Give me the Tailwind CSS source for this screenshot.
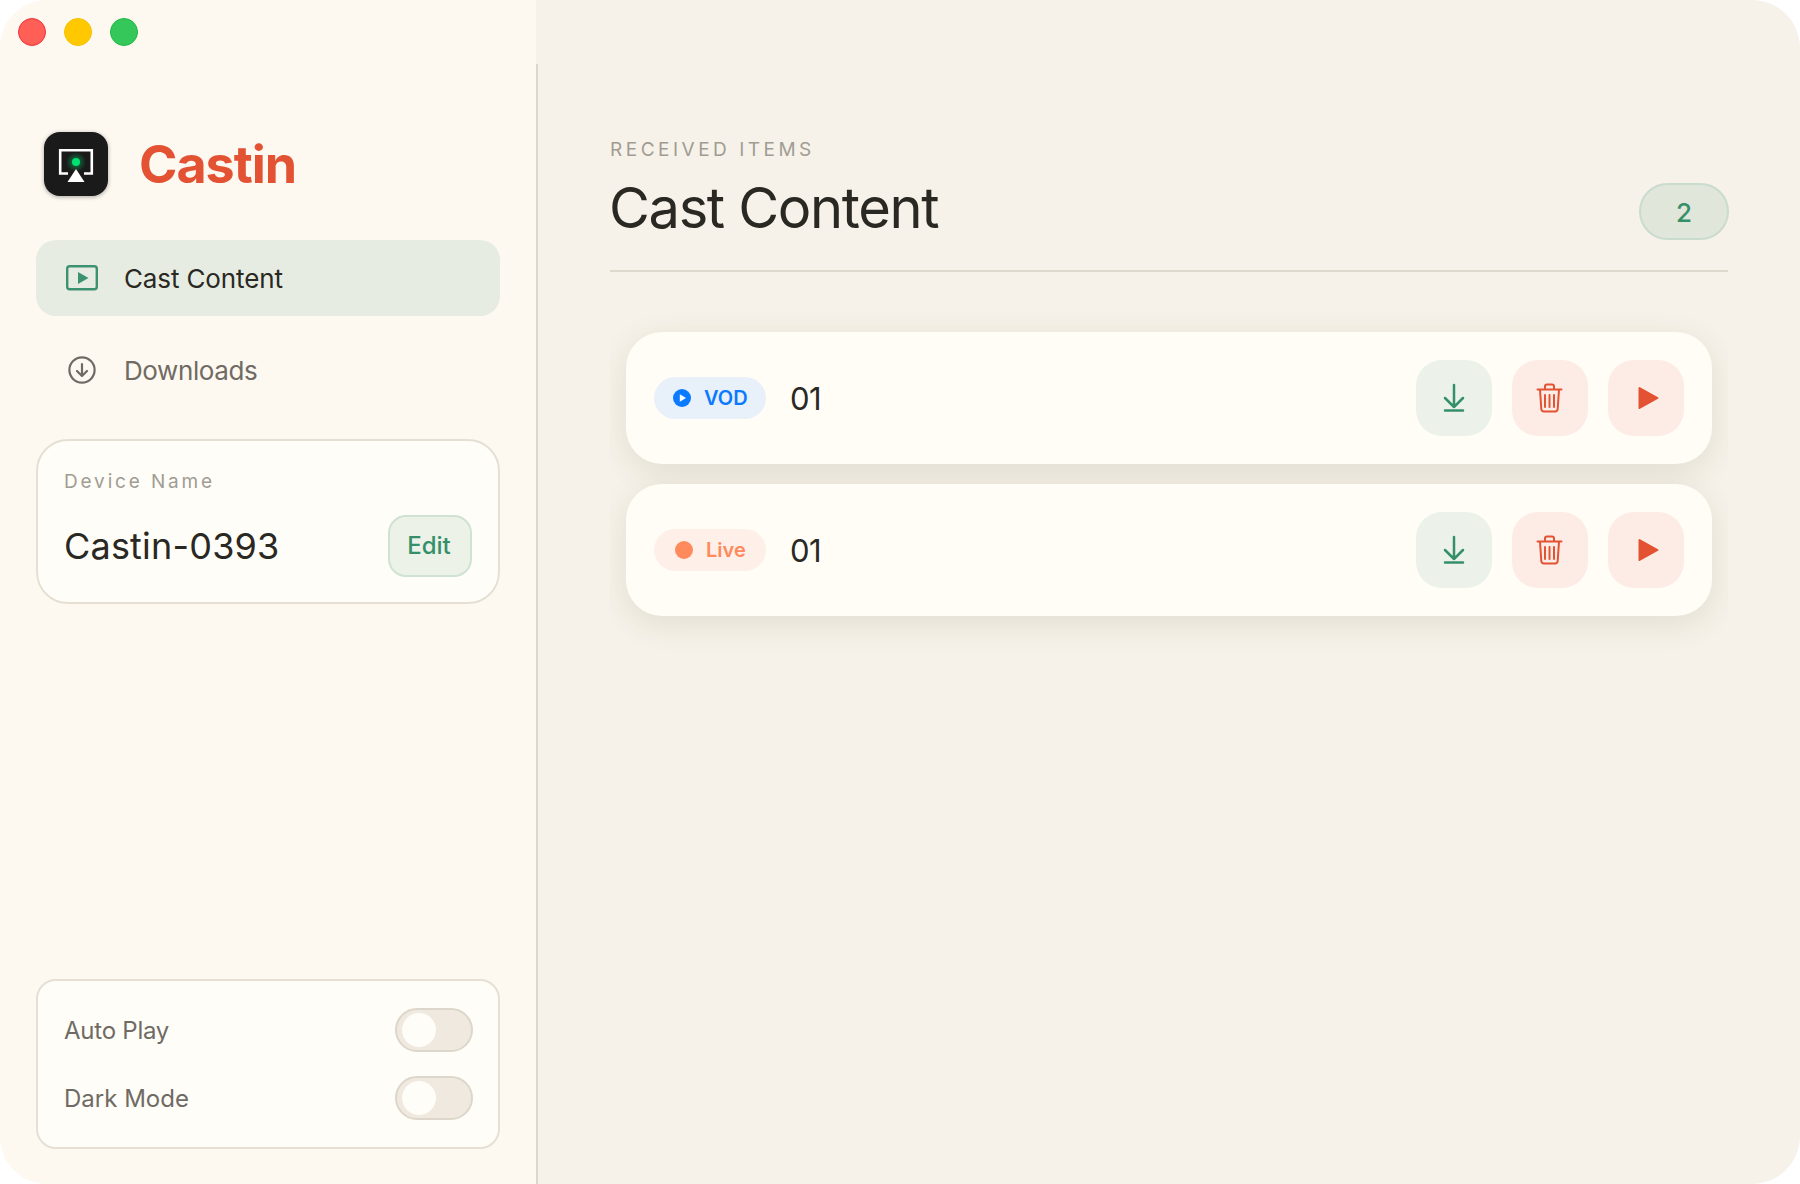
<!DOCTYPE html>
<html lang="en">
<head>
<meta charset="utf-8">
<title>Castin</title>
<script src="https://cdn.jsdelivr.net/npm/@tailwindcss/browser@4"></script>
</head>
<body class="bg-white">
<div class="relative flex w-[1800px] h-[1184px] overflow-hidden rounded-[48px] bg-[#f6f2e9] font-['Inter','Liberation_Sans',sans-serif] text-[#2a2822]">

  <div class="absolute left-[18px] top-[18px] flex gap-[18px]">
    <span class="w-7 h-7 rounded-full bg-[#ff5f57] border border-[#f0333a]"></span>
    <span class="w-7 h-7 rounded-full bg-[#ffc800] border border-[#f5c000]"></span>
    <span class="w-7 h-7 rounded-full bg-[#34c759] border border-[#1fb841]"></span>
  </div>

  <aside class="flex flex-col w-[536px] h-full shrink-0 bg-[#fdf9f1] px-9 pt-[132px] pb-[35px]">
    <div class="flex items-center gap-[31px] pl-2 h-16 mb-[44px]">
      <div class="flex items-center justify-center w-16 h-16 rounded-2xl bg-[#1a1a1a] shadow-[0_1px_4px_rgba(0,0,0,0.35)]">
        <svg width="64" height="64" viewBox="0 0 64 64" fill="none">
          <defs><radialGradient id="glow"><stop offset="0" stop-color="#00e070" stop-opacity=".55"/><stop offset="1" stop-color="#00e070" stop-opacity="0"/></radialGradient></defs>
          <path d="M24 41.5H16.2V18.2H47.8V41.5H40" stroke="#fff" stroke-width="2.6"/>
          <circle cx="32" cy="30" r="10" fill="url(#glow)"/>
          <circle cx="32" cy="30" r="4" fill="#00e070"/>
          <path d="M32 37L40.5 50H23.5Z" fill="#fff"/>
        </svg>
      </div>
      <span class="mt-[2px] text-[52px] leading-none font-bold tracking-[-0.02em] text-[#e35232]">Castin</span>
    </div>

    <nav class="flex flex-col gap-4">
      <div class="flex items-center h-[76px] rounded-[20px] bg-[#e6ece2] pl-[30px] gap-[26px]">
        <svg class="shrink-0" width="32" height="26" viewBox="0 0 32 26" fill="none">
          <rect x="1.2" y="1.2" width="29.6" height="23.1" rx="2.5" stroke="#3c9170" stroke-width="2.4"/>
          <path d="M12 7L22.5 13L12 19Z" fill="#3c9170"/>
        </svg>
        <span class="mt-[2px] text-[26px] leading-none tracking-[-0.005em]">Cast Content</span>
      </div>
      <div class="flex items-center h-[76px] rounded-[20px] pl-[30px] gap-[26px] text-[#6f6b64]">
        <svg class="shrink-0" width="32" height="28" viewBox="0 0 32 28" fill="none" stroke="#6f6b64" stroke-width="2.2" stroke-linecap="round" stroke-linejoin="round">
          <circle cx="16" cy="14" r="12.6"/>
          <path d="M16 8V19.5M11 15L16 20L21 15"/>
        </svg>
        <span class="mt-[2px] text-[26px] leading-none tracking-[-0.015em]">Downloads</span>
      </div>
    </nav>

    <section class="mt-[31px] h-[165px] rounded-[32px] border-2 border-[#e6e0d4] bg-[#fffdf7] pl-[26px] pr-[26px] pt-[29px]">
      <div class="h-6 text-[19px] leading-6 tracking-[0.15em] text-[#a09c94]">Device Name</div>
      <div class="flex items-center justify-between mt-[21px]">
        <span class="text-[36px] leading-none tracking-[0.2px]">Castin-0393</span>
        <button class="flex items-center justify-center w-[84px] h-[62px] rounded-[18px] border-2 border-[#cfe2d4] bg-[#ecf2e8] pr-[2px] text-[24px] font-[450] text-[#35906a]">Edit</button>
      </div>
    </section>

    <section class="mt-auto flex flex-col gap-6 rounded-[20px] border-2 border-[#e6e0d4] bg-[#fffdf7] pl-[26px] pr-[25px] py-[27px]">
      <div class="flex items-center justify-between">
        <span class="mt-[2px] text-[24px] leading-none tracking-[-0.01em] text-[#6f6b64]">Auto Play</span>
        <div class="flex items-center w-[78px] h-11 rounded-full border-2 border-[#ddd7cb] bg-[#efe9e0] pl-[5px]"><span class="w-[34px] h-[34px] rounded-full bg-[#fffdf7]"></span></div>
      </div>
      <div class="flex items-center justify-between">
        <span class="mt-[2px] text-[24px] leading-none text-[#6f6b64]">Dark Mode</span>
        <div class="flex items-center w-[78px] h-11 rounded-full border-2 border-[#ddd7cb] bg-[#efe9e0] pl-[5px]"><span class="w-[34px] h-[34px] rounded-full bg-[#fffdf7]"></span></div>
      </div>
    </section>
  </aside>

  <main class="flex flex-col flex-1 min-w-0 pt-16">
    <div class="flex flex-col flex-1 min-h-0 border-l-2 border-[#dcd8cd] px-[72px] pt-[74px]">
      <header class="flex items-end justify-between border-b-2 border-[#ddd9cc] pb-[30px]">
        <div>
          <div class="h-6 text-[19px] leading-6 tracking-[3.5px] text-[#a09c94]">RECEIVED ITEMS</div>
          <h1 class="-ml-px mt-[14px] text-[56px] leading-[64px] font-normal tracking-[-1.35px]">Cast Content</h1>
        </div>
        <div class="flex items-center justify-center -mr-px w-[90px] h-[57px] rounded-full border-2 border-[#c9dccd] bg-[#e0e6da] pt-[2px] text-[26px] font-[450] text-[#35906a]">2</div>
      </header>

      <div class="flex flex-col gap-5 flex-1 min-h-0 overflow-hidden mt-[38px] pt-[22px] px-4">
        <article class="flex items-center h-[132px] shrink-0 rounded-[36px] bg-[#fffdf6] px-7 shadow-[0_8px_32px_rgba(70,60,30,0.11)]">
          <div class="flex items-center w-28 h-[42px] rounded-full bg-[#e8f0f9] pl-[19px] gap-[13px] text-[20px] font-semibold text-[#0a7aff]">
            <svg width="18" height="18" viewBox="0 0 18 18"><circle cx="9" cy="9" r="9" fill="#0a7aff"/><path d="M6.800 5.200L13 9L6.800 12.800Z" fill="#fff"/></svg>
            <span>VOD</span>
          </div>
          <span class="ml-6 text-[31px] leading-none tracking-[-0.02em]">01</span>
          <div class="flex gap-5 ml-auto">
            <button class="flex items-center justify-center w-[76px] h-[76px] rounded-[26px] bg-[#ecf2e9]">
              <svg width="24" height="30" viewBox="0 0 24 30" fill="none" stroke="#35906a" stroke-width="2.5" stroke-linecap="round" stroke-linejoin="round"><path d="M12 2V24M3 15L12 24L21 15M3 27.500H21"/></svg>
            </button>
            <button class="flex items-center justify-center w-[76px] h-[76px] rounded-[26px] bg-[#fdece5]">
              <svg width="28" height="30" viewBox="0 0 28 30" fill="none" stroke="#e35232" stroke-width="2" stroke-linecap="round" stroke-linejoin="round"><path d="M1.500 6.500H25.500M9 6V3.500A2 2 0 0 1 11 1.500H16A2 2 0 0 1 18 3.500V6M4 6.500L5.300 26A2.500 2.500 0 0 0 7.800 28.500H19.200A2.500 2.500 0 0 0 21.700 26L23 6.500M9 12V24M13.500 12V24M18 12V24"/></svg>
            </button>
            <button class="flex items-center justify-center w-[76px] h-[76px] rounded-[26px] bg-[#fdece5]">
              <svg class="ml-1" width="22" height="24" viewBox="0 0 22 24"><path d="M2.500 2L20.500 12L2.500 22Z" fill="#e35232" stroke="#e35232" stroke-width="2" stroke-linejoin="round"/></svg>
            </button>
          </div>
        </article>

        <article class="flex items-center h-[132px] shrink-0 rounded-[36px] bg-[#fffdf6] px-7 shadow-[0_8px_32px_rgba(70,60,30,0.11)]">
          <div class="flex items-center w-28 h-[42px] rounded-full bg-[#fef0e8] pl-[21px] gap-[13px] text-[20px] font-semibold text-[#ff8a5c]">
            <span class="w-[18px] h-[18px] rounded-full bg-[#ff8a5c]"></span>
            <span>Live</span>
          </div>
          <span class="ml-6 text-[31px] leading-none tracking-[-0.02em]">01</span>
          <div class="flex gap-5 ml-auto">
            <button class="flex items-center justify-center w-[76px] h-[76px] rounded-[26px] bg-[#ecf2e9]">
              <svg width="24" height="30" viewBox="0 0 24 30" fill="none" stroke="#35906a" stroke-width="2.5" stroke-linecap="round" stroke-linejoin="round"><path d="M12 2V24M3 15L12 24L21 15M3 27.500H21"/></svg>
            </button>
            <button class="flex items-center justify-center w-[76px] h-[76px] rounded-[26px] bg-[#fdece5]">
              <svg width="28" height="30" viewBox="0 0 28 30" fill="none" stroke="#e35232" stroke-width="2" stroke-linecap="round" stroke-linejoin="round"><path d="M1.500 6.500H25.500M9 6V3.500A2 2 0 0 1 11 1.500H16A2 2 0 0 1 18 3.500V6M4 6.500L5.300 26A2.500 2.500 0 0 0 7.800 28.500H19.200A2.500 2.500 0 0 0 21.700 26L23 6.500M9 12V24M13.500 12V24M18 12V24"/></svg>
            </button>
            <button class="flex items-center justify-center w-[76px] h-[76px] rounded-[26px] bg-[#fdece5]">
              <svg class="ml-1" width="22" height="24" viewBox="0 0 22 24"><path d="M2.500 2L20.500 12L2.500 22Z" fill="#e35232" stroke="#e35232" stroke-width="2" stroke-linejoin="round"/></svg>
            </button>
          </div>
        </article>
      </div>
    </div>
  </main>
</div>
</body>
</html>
-------
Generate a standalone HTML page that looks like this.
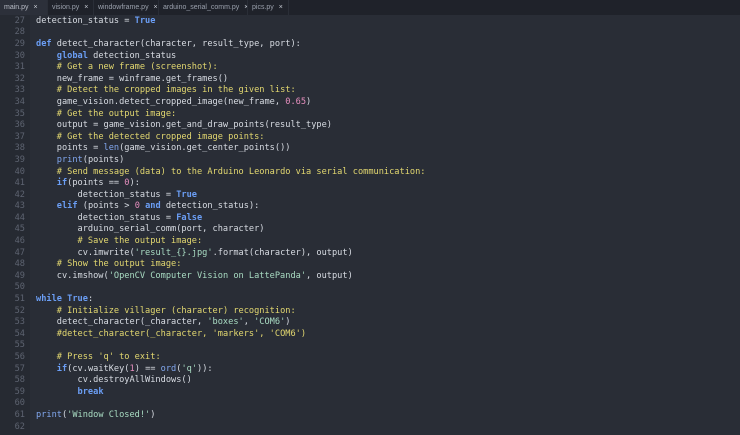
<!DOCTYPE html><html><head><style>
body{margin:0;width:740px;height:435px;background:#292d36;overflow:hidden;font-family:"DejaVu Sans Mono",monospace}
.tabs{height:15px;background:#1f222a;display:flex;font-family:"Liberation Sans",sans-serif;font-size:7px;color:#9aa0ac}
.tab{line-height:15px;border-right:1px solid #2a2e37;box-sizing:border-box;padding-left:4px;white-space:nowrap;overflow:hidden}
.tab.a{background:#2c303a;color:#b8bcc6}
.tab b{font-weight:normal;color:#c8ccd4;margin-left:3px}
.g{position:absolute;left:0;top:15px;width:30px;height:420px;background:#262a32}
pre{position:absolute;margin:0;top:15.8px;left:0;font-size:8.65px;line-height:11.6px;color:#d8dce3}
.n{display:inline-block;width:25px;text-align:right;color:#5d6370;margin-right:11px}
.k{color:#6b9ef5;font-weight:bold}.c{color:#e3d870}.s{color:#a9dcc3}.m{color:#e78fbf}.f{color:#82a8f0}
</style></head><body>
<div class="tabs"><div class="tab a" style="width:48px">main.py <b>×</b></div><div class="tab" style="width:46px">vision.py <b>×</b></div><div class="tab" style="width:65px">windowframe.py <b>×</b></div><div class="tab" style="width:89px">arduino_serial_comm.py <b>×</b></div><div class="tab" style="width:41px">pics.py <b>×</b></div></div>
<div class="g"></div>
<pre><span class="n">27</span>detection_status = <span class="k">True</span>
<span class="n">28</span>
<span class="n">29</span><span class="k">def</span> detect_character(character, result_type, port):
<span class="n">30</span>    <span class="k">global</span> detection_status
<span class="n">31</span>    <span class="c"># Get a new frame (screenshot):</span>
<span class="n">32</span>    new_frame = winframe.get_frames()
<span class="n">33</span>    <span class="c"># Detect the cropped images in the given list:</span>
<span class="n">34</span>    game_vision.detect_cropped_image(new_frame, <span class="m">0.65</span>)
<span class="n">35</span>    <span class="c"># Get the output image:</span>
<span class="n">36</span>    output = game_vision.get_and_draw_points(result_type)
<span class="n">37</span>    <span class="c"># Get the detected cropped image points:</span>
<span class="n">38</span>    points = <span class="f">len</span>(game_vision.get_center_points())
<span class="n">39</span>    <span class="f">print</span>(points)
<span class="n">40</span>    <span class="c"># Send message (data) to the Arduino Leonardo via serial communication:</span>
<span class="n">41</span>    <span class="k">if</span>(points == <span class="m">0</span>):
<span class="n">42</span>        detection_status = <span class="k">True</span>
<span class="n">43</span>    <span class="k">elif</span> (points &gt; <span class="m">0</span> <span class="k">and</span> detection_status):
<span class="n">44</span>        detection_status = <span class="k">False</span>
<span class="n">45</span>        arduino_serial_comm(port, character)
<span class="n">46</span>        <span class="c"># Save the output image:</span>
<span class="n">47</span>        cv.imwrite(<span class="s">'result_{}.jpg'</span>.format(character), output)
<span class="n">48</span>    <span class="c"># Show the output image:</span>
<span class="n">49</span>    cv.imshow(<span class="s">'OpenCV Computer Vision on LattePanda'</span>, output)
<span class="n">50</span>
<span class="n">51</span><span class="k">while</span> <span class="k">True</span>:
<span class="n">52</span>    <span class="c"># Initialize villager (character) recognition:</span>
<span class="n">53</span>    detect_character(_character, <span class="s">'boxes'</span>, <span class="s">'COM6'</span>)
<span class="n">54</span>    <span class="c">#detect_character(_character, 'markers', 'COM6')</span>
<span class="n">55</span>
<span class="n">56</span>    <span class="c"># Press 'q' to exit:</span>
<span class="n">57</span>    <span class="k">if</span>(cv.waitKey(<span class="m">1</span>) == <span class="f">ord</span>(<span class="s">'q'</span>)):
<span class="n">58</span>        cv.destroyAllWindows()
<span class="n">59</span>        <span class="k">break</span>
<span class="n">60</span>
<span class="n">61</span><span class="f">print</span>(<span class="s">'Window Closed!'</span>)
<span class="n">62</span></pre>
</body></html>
-------
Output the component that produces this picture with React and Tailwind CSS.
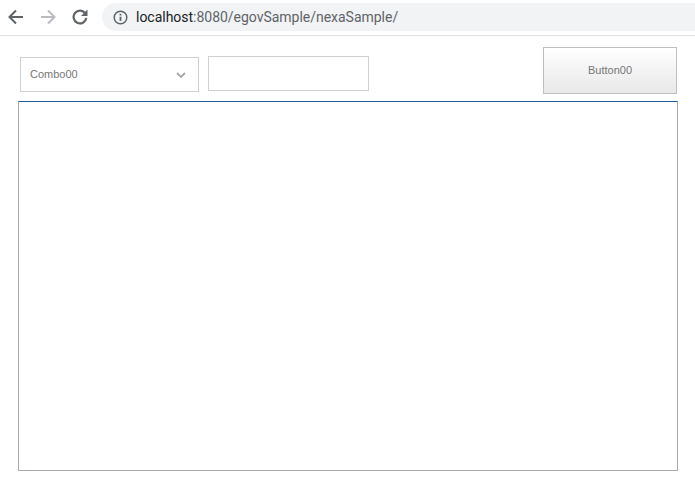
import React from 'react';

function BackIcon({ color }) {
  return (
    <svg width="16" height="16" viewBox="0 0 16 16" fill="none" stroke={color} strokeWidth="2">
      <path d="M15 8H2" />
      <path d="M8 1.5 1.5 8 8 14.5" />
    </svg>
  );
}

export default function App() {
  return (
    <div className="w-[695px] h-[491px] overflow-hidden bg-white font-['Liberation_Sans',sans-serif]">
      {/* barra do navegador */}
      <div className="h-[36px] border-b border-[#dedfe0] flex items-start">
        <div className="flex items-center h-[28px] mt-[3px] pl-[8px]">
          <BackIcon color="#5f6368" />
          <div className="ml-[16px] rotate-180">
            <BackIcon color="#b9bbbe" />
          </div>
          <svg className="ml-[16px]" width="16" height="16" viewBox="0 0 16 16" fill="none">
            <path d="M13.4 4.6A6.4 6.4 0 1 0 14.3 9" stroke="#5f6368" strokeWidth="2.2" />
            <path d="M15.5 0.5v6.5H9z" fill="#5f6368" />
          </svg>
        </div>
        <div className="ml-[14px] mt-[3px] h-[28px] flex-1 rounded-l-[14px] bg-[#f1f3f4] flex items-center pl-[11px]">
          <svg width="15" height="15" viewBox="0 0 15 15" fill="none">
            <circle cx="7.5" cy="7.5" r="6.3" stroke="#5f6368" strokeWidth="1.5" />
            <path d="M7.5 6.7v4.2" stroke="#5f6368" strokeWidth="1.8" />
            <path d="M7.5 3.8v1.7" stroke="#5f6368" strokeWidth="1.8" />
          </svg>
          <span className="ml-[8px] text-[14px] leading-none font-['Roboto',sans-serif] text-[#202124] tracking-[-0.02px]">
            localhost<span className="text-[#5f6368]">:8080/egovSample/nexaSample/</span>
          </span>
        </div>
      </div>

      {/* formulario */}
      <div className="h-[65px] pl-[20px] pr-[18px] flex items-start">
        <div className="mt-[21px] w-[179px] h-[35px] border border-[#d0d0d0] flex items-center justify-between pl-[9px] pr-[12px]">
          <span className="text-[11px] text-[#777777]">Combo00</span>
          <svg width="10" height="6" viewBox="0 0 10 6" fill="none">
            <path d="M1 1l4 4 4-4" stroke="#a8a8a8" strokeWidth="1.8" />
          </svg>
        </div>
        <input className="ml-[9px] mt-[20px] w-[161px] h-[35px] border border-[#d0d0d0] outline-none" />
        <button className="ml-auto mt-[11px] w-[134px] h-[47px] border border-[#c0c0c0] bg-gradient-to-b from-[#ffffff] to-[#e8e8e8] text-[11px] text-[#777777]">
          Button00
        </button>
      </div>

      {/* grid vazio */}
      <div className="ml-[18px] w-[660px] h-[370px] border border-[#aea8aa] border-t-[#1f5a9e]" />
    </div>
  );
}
-------
= Written task =
Copy exactly the material above from the line with "Give me the" to the line with "flex w-[1800px] h-[1184px]", ends included, and nothing else. Leave out any picture.

= Solution for this problem =
Give me the Tailwind CSS source for this screenshot.
<!DOCTYPE html>
<html lang="en">
<head>
<meta charset="utf-8">
<title>Castin</title>
<script src="https://cdn.jsdelivr.net/npm/@tailwindcss/browser@4"></script>
</head>
<body class="bg-white">
<div class="relative flex w-[1800px] h-[1184px] overflow-hidden rounded-[48px] bg-[#f6f2e9] font-['Inter','Liberation_Sans',sans-serif] text-[#2a2822]">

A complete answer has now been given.